*What is expected*:
Stop at the line containing "import React from 'react';": write out every line from the beginning of the entries up to and including it, minus the pictures.

== Exercise inputs

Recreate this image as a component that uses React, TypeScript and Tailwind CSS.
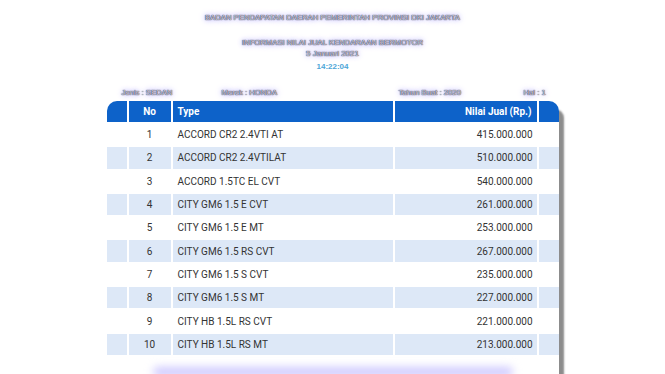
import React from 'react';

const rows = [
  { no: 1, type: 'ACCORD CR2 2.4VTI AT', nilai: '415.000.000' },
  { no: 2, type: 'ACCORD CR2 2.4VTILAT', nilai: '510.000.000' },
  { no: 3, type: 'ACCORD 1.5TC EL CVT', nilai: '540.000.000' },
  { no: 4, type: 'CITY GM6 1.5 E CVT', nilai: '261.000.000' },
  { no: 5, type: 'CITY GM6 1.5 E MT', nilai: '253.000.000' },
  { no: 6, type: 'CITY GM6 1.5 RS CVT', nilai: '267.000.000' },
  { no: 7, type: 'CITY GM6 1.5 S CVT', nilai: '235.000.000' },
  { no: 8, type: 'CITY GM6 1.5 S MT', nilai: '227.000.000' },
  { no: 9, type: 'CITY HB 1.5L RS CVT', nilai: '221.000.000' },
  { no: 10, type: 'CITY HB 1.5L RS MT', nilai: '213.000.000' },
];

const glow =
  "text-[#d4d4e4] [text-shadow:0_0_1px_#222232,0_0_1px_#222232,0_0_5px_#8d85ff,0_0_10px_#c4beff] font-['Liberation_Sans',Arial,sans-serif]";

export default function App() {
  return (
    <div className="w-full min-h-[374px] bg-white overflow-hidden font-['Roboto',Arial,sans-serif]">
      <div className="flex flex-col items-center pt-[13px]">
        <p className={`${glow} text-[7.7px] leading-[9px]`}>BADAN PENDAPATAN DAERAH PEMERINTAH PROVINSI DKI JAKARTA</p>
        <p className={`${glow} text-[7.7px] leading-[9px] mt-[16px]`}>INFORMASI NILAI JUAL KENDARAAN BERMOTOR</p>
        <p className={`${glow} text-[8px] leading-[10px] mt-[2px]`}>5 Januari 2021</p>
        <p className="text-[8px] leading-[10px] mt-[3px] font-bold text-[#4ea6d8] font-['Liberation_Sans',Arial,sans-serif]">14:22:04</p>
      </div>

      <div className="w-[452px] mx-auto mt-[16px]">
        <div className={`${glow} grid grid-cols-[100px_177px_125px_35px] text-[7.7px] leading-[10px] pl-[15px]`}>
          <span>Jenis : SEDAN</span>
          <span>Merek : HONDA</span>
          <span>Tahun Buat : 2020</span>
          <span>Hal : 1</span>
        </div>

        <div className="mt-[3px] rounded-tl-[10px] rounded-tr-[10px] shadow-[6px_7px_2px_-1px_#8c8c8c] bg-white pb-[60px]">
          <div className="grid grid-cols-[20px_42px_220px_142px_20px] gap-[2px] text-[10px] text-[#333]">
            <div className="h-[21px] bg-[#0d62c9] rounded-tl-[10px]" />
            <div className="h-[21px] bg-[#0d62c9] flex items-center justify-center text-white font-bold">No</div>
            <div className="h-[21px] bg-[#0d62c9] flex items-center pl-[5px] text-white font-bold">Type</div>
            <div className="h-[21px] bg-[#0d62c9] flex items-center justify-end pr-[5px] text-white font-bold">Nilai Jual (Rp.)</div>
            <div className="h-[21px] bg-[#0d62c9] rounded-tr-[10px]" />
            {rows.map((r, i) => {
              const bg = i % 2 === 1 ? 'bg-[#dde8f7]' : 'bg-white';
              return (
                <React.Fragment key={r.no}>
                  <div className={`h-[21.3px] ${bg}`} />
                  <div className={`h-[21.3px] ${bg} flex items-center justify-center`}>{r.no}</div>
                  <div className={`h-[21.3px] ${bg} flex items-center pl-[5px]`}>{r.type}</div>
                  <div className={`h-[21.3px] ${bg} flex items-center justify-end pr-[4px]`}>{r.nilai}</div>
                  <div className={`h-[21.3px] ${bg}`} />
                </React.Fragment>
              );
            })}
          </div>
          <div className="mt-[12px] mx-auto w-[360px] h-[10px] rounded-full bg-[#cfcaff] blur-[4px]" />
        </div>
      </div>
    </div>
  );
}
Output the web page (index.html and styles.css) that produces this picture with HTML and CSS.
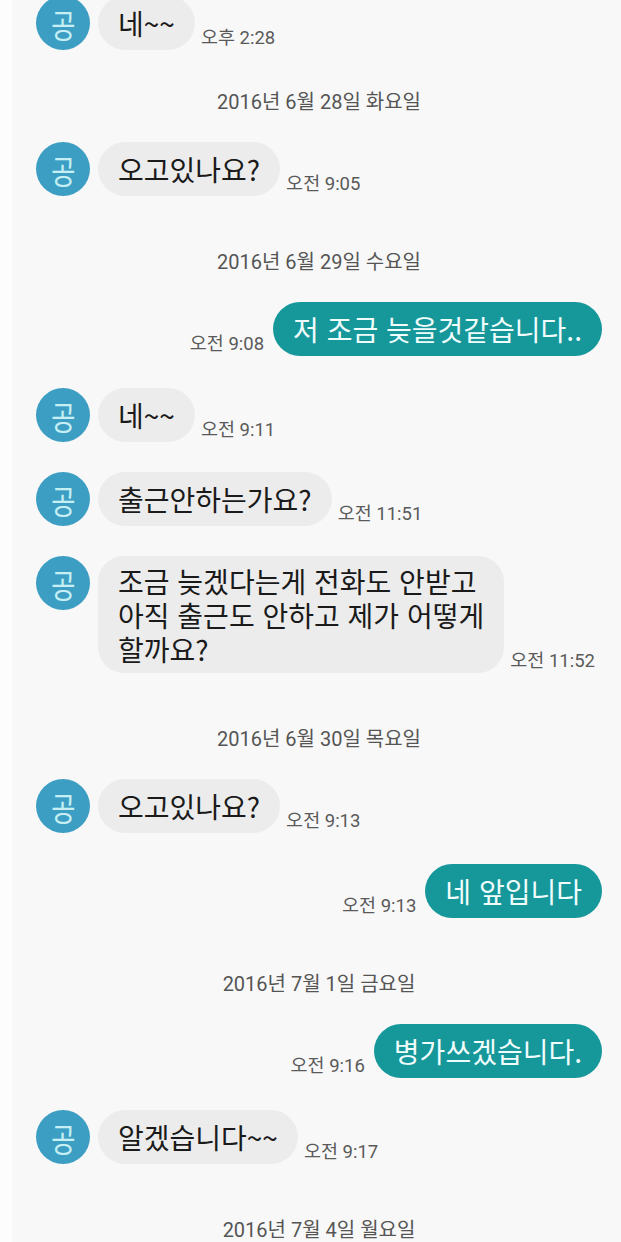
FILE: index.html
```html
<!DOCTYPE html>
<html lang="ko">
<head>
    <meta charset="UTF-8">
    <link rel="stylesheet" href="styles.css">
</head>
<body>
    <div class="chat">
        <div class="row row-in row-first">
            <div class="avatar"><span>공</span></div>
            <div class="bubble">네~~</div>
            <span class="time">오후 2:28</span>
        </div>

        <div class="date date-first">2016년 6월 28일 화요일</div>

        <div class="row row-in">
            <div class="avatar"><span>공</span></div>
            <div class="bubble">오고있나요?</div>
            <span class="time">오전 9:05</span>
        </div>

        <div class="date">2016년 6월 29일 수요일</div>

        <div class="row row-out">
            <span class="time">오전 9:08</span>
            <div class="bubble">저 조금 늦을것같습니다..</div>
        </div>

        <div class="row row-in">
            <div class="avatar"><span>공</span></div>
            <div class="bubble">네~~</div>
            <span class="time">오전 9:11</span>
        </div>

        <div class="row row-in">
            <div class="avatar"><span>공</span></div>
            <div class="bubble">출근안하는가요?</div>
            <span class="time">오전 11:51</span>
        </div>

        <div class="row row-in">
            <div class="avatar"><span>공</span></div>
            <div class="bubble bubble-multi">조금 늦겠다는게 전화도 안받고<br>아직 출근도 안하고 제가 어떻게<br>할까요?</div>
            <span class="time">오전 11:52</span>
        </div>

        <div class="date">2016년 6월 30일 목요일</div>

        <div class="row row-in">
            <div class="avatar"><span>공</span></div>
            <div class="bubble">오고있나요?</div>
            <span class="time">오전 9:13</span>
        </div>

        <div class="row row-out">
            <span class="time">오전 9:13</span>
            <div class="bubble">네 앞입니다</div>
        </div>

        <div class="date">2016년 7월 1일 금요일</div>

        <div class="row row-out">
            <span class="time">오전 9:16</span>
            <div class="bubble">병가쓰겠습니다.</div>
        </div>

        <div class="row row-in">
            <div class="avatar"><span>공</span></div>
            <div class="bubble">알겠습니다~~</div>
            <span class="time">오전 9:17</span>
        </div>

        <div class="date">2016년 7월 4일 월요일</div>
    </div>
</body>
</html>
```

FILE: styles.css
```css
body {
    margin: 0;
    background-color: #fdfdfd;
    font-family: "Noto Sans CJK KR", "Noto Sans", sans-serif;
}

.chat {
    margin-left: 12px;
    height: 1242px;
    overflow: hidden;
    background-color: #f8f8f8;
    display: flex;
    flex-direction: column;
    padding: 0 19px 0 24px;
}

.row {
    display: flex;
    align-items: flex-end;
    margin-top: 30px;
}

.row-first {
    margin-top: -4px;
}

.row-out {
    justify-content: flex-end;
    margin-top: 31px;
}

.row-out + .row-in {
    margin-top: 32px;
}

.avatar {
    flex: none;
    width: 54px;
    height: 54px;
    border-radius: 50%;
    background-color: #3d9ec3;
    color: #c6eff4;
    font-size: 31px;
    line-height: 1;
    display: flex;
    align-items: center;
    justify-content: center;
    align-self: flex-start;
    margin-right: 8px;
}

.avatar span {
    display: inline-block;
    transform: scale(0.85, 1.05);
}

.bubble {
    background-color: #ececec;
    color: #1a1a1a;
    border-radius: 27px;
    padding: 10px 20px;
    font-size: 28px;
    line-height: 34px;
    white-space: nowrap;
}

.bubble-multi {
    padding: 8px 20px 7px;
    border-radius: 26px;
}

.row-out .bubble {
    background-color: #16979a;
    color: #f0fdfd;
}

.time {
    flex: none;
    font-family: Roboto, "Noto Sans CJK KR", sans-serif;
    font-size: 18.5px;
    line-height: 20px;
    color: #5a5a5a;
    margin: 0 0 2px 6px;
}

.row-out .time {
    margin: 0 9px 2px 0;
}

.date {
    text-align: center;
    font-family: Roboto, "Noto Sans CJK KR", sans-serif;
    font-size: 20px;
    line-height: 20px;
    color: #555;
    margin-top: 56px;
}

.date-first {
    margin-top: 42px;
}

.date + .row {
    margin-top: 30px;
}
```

====

*Response below*:
Recreate this image as a component that uses React, TypeScript and Tailwind CSS.
import React from 'react';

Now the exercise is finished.